Your answer should be a single number: the count of lines holding the word "this".

● **INPUT MATERIAL**:
** start **
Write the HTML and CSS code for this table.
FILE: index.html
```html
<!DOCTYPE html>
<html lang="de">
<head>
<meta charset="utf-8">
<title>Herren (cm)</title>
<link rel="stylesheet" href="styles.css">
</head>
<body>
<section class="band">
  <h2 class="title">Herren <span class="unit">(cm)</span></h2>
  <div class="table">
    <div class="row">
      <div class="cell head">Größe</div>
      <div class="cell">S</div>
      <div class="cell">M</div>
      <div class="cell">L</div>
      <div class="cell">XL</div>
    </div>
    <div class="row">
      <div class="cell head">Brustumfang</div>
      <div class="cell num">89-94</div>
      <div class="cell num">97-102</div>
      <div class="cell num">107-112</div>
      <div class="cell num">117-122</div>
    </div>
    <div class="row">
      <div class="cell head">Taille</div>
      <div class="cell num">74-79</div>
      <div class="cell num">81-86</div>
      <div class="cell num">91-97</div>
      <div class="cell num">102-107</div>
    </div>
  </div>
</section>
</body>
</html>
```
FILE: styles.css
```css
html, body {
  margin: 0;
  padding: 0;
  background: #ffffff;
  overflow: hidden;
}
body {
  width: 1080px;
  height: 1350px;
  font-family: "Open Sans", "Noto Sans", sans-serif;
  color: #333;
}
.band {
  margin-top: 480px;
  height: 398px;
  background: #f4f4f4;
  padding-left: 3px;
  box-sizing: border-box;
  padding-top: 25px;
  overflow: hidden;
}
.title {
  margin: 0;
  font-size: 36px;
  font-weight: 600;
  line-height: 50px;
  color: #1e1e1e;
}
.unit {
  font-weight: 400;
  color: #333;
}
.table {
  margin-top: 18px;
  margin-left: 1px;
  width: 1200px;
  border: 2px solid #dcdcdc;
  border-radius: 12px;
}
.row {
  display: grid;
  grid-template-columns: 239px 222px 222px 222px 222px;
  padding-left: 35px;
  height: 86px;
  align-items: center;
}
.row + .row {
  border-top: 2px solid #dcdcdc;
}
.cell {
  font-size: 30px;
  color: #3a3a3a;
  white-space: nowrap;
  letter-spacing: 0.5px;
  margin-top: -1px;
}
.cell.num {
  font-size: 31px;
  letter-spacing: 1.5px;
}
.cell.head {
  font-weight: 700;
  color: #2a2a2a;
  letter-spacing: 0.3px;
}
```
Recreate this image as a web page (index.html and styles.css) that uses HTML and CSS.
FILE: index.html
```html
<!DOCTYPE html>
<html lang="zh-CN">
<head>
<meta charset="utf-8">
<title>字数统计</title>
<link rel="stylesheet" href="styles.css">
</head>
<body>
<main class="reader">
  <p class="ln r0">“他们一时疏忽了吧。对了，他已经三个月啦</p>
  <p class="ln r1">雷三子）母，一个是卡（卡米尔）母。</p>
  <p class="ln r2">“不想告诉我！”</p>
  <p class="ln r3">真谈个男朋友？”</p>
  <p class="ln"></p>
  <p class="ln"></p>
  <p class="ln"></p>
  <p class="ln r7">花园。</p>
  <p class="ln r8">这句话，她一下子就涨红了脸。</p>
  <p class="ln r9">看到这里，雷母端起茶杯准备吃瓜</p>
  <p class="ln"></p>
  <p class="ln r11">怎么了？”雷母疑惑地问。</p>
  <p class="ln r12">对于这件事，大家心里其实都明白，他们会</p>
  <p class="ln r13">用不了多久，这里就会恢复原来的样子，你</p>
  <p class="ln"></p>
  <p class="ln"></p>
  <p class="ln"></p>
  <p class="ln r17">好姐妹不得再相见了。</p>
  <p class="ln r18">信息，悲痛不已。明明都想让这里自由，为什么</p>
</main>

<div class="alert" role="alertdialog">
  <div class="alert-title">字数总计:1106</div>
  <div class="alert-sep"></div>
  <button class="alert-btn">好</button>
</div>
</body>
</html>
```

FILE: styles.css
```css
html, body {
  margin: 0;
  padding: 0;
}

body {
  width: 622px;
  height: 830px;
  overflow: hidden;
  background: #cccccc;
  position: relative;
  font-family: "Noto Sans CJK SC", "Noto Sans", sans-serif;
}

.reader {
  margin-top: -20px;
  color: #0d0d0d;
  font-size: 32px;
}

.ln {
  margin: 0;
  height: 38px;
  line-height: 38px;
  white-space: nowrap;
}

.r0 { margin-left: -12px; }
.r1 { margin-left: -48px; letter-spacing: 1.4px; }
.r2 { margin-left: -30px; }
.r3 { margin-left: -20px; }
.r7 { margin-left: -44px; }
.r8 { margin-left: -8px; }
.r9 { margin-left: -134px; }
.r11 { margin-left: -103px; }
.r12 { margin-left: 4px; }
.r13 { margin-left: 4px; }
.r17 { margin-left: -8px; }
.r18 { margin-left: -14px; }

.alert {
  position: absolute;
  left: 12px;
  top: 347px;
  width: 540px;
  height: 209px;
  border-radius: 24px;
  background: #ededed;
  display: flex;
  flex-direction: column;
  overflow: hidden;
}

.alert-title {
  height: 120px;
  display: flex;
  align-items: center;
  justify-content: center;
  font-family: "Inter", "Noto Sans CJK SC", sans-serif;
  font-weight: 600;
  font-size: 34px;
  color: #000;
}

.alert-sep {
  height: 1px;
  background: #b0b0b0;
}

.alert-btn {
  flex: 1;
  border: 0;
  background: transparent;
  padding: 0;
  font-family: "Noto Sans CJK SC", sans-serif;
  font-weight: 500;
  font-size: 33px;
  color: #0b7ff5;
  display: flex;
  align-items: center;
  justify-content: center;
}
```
** end **
** start **
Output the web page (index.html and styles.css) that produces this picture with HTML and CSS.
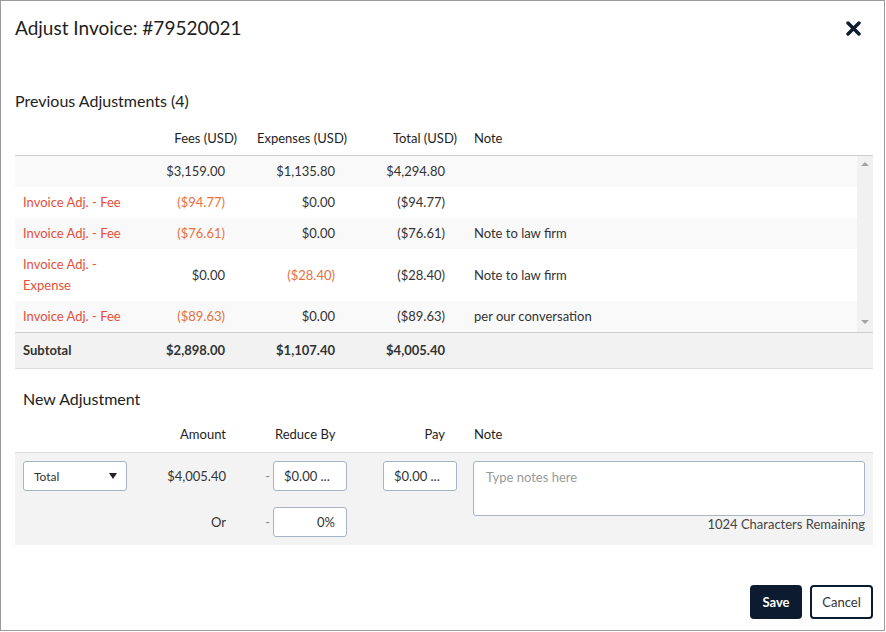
** end **
● **COMPLETED EXERCISE**: 3